»»

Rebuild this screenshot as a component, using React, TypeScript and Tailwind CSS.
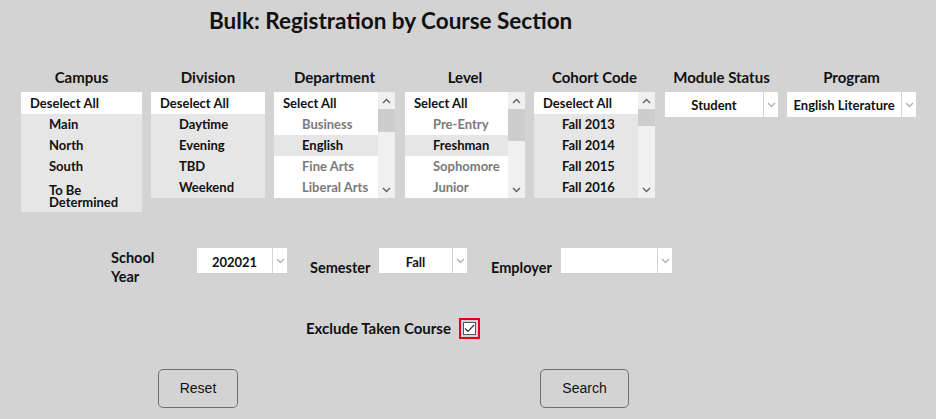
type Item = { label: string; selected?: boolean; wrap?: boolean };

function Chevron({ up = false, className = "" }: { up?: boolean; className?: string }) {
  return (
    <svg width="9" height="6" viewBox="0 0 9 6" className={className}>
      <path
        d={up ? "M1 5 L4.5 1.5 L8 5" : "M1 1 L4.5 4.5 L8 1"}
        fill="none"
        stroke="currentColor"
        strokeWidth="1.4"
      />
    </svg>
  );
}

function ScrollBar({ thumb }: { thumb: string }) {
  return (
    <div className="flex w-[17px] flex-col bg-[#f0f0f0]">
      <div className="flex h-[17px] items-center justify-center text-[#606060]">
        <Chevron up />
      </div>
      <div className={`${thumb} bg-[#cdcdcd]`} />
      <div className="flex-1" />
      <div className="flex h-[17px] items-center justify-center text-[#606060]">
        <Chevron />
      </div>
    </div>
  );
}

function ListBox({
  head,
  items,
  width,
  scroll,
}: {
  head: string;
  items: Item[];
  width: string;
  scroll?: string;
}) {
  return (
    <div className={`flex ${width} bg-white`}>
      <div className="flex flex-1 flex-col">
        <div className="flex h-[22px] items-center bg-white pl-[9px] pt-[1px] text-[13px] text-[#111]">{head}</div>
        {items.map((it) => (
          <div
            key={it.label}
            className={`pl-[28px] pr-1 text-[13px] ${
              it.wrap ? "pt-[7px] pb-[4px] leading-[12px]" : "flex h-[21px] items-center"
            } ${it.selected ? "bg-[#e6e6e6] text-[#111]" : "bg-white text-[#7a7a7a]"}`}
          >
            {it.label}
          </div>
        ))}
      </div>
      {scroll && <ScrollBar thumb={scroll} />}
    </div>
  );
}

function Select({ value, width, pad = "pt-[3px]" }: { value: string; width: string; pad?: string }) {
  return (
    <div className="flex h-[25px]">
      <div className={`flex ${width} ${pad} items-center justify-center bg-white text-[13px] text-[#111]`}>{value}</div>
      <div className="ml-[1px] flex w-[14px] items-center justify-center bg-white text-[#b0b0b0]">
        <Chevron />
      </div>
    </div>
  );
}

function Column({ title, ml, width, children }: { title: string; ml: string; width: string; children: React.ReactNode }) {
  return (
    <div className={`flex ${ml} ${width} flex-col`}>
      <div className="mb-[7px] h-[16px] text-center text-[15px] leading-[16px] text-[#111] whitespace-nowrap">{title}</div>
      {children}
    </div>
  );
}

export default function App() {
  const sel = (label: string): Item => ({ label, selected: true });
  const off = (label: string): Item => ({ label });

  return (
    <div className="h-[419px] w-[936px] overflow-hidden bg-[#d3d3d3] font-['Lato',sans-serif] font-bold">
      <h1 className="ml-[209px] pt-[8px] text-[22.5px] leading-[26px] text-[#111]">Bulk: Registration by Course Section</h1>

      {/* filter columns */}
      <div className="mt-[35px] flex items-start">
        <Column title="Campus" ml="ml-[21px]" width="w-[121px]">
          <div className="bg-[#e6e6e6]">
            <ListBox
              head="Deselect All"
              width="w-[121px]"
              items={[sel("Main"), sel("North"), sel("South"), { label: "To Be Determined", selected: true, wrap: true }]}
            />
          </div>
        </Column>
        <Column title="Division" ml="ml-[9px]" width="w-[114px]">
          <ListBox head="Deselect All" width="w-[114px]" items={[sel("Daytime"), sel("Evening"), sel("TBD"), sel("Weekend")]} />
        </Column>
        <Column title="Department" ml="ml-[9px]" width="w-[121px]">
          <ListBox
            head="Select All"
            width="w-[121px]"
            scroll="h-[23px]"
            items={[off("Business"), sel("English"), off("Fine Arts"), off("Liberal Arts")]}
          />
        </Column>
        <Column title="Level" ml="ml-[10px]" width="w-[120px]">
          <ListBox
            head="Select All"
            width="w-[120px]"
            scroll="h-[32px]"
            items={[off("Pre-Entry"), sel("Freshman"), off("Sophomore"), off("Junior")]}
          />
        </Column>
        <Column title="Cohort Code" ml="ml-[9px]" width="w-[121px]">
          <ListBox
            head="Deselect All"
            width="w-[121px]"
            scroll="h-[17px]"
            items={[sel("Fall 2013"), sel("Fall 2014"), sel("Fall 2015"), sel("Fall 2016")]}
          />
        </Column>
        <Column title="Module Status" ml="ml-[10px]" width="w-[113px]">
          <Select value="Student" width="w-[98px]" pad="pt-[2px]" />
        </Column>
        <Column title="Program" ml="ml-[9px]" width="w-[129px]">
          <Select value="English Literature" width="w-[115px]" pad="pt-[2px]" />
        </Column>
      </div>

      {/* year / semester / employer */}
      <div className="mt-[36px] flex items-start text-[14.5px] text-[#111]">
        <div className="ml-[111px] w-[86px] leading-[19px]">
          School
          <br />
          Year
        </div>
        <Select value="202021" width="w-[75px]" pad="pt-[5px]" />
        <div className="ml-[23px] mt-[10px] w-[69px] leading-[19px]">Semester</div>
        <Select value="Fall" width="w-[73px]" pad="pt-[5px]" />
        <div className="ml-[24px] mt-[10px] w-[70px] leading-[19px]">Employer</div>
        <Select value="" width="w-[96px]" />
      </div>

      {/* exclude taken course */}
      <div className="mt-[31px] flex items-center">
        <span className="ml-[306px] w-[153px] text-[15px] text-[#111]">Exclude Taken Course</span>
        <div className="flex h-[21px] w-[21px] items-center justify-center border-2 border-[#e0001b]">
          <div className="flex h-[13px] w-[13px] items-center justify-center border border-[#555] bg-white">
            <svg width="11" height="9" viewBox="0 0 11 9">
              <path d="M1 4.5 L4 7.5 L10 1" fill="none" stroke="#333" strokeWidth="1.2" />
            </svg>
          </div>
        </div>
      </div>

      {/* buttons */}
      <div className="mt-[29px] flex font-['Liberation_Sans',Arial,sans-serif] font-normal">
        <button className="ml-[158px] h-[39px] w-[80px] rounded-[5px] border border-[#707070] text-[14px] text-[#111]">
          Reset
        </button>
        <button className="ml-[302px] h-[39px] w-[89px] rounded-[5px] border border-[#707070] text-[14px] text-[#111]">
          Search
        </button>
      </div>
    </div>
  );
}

««

(Exercise aim) Extract all lines from the material above that include the word "React".

(Solution)
Rebuild this screenshot as a component, using React, TypeScript and Tailwind CSS.
function Column({ title, ml, width, children }: { title: string; ml: string; width: string; children: React.ReactNode }) {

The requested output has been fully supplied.